Le dernier survivant
Près de 30 ans après les faits, il n'y a plus beaucoup de doute sur le rôle de Duane Davis : après avoir "récupéré une arme auprès d'un proche associé", le gangster, assis à l'avant de la Cadillac, "a tendu l'arme à l'un des deux passagers à l'arrière", selon la police, citée par CNN. Pour le procureur Marc DiGiacomo, le gangster est donc bien "le commanditaire sur site" qui a "ordonné la mort" de Tupac Shakur et la tentative de meurtre de Suge Knight, qui conduisait le véhicule dans lequel se trouvait le rappeur.
Duane Davis avait déjà admis qu'il était présent au moment du meurtre, mais assuré qu'il n'en était que témoin. En 2009, il avait reconnu avoir eu un "rôle" dans le meurtre, selon un enquêteur cité par CNN. Mais il était alors protégé par un accord d'immunité : les informations utiles qu'il révélait à la police ne pouvaient pas être utilisées comme preuve contre lui.
Le gangster est par ailleurs le dernier passager de la Cadillac encore vivant. Ils étaient quatre à bord : Duane Davis, le neveu frappé quelques heures auparavant, Orlando Anderson, ainsi que DeAndre Smith et Terrence Brown.
Une affaire "personnelle"
S'il n'avait pas participé à un documentaire Netflix en 2018 et publié ses mémoires l'année suivante, l'ex-chef de gang n'aurait peut-être plus jamais été inquiété par la justice américaine dans cette affaire. Car ce sont bien ses propres révélations, proférées alors que son accord d'immunité était expiré, qui l'ont conduit tout droit en prison en attente d'un verdict.
Il a ainsi confirmé à plusieurs reprises qu'il se trouvait dans la Cadillac blanche, et suggéré publiquement qu'il était plus impliqué qu'il ne l'avait reconnu jusque-là. "Quand on entendait dire qu'il y avait une récompense d'un million de dollars pour les têtes de Tupac Shakur et Suge Knight, c'était du business. Mais quand ils ont agressé mon neveu, c'est devenu sinistrement personnel", écrit-il aussi dans son livre, cité par Rolling Stone.

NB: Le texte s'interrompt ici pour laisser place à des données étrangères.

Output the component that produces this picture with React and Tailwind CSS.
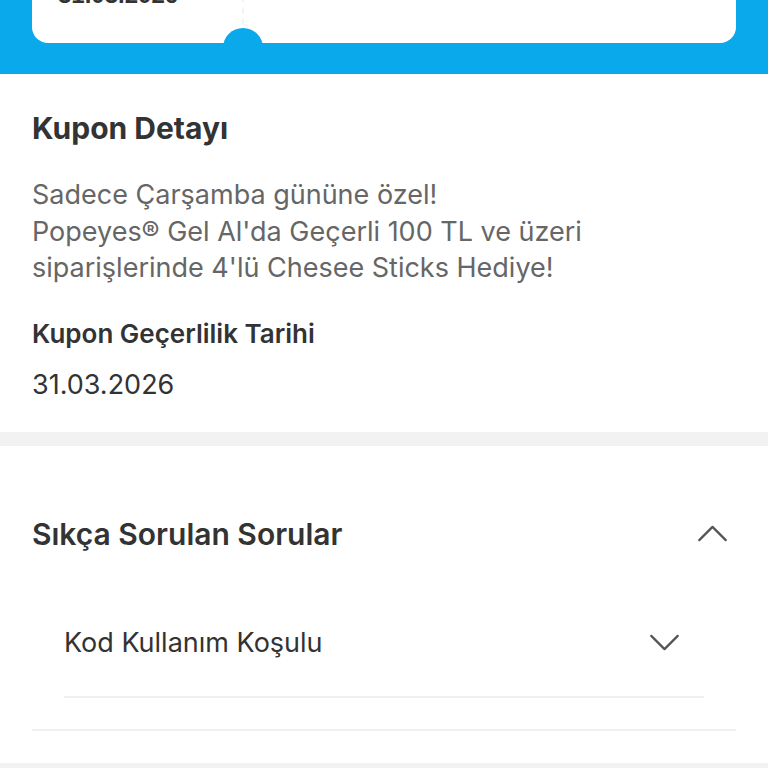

Les déclarations de Duane Davis sont "tout à fait cohérentes avec les preuves" du dossier, a conclu le lieutenant Johansson, de la police de Las Vegas, vendredi. Une question demeure : qui a appuyé sur la détente ? A ce sujet, Duane Davis n'a jamais été très clair. Il écrit dans son livre qu'il s'agit "d'un de ses gars", mais a aussi, à d'autres moments, incriminé son neveu, Orlando Anderson.
Attendu devant un tribunal dans les prochains jours, Duane Davis risque une lourde peine, le grand jury ayant réclamé une sentence supplémentaire de 20 ans de réclusion pour cause de lien avec l'activité d'un gang criminel. "On dit souvent 'justice différée, justice refusée'", a déclaré vendredi le procureur de district Steve Wolfson, lors d'un point presse. "Dans cette affaire, la justice a été retardée, mais la justice ne sera pas refusée", a-t-il assuré.